Why does the Wolfowitz affair matter? It matters because this appears to be another pointless instance of European perifidity and the appropriating of an international institution for national political considerations. Could you disagree with Wolfowitz's plans for the WB? Sure, but nothing Wolfie has done or planned to do legitimizies this putsch. I have not seen the documents that the WSJ refers to and until then I will restrain judgement; however, if the WSJ is correct this is a provocation of the first order. I would expect bureaucratic rather than party-based responses. However if Hiliary or Thompson gain the Presidency that might change. The Americans forced the Brits to dismantle the Empire when they decided that it was incompatible with their world vision. If European politicians in international institutions keep throwing spanner after spanner into the works, American foreign policy will be forced to re-evaluate the advisability of the political culture that created them. In the last 7 years, the greatest American foreign policy defeats/humiliations have come at the hands of Europeans, not the ChiComs or Russians. People will and some already have assigned blame to the European project. American support for the European project was predicated on the working assumption that relations would be expedited, more transparent and predictable.

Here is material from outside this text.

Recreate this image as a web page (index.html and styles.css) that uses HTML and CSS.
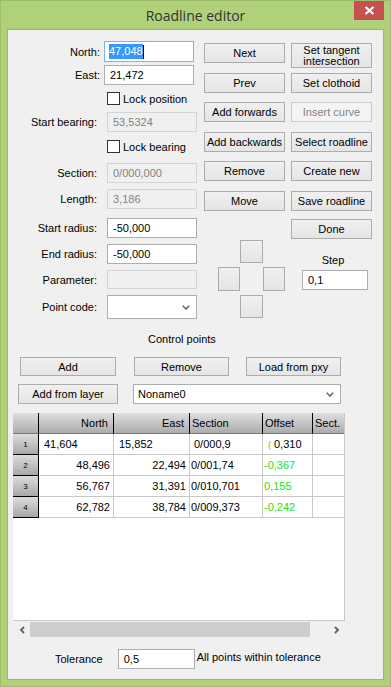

The opposite has happened. Politicans are playing on three levels: national, EU level and internationally. They also have the ability to justify or defend their actions by appealing to their detractors on any of the three levels. Its the German Parliament of the 1850s. Dont be surprised if the Saudis "unilaterally" set up a legal fund for persecuted European muslims or the diplomatic impetus for the trans Caucus pipeline dries up.